4.1 She has submitted that it is an established principle of law that when two views are possible, the benefit should go in favour of the accused, and when the same is granted in favour of the accused, the scope and ambit of the appeal by the State would be very narrow. That means if the appellate court finds that the judgment in the acquittal appeal is contrary to the evidence, palpably erroneous or a view which could not have been taken by the lower court, the appellate court should be restrained from interfering with the judgment of acquittal. In support of her submission, she has relied upon the judgment of Hon'ble Apex Court in the case of STATE OF RAJASTHAN VS. SHERA RAM @ VISHNU DUTTA, reported in 2011(3) GLH 802 as well as another judgment of Hon'ble Apex Court in the case of DHANPAL VS.
STATE OF MADRAS BY PUBLIC PROSECUTOR reported in 2010(1) GLH 119.
5. We have examined the Record & Proceedings and we have gone through the deposition of the witnesses and the doctors, and perused the documentary evidence which has come on record of the case.

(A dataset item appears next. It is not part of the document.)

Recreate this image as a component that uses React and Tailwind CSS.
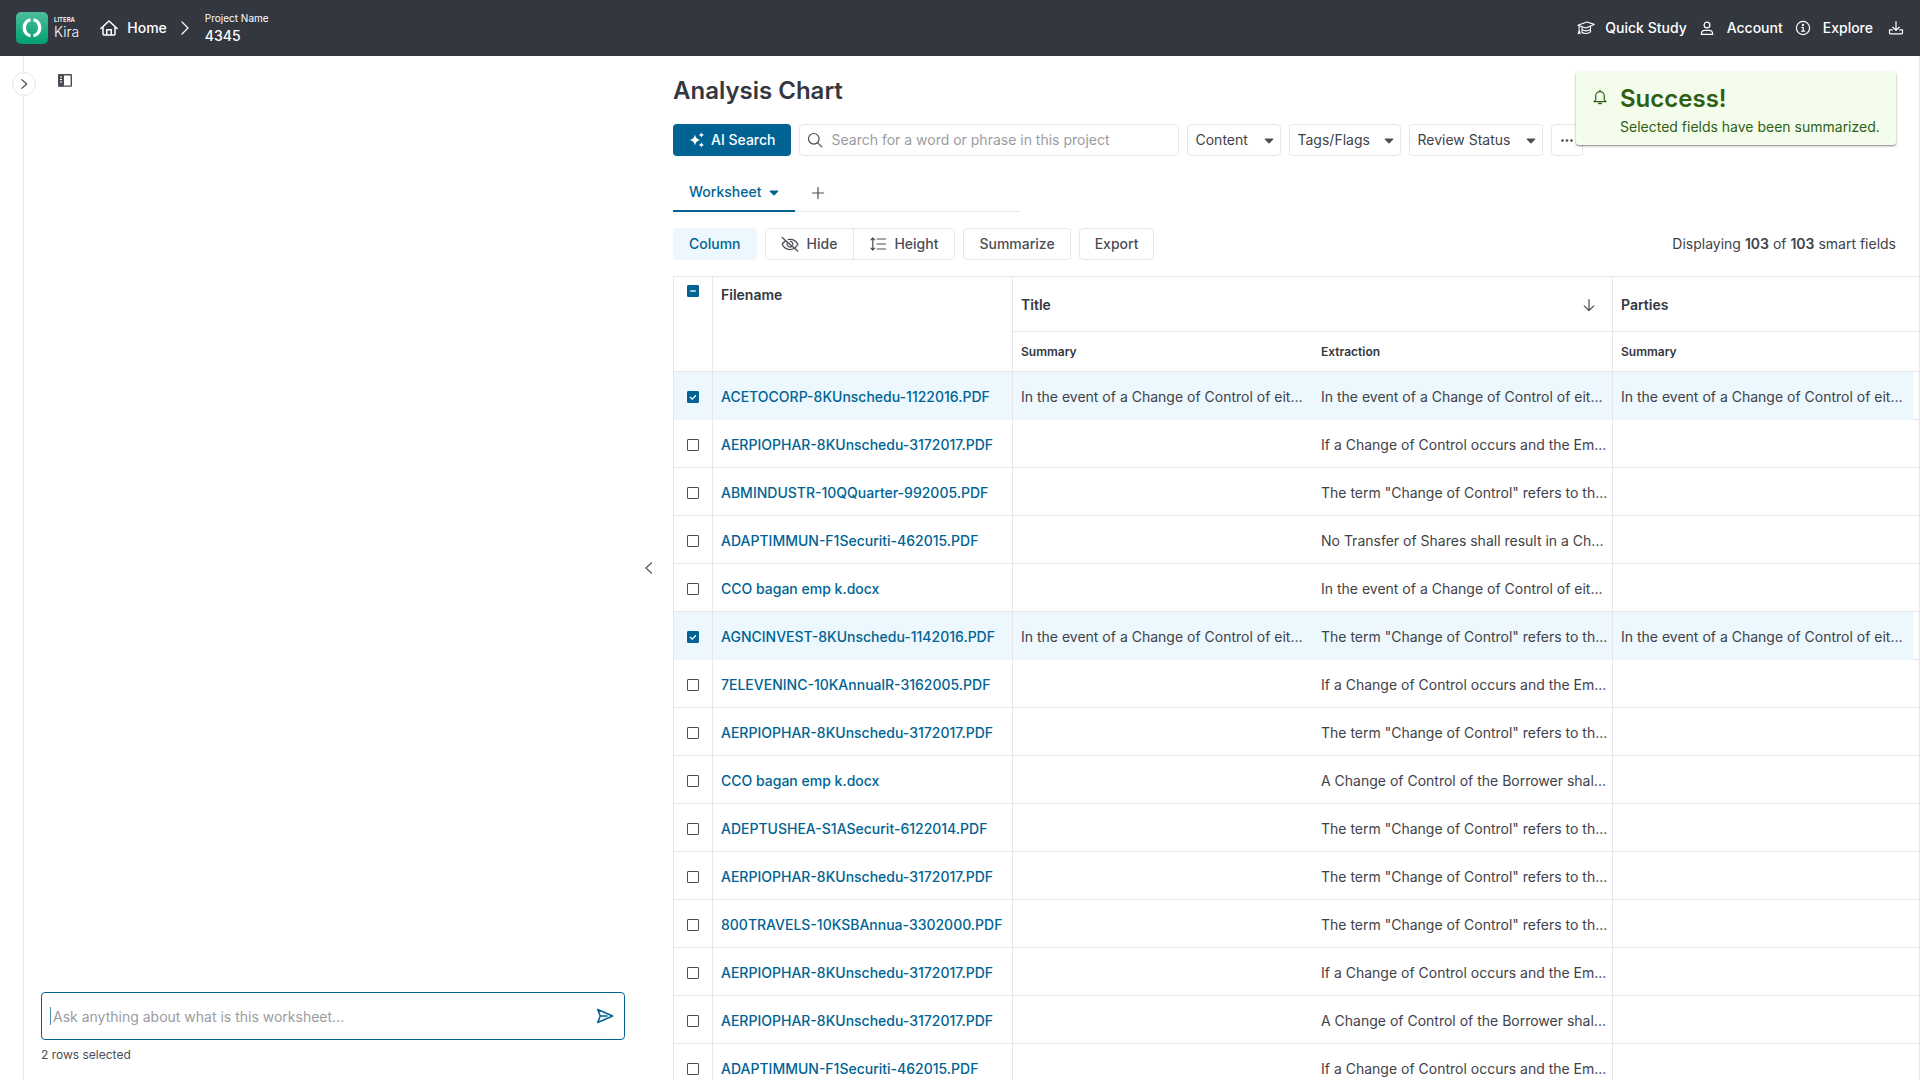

Jaisunglal Keshavlal, P.W.3 Exh.34, Head Constable of Shihori Police Station who lodged the FIR Exh.35 has deposed that one PSO Jagtidan Govindan informed him at about 19:30 hours that he has received an information from one Popatji Keshaji that some scuffle is going on in Gharechavas and asked them to visit along with police personnel. This witness along with another Police Constables Mohanbhai Galabhai, Rameshbhai Jamabhai, Abadkhan Dadamiya and Mohd.Yusuf Nazirmiya reached at the place of incident where the incident was going on. When they reached at the place of incident, they did not find any person but only one Bhatuji Hathiji in drunken condition who questioned the Police Officers about non­ assisting the real offender. Since he was in drunken condition, police tried to arrest him and therefore he started abusing the police personnel. When they started legal procedure of arresting him, at that time, the accused persons came and tried to take away the drunkard. At that time the accused persons gave stick blows to one Police Constable Mohanbnhai Galabhai and other police constable. Since there was hue and cry at the place of incident, about 20 to 25 persons gathered at the place of incident, he asked Police Constable Rameshbhai Jamabhai to reach the police station and asked for more help. Now considering the deposition of Rameshbhai Jamabhai P.W.11 Exh.53, it appears that he knows all these accused persons. It has come on record that he reached at Shihori Police Station and informed PSO Jagtidan of Shihori Police Station about the incident. He has admitted in his cross­examination that when he reached at the police station for more help in a nature of police force, he was aware about the accused persons by their names but did not inform the PSO about the same. Now Jagtidan Govindan P.W.5 Exh.40 has admitted that Police Constable Rameshbhai had not declared the names of the accused persons. It is true that police personnels are injured in this incident, but it becomes doubtful that only the accused – respondents gave the stick blows. As stated hereinabove, when crowd of 20­30 persons gathered at the time of incident, giving particular names given at the time of recording the FIR, creates doubt.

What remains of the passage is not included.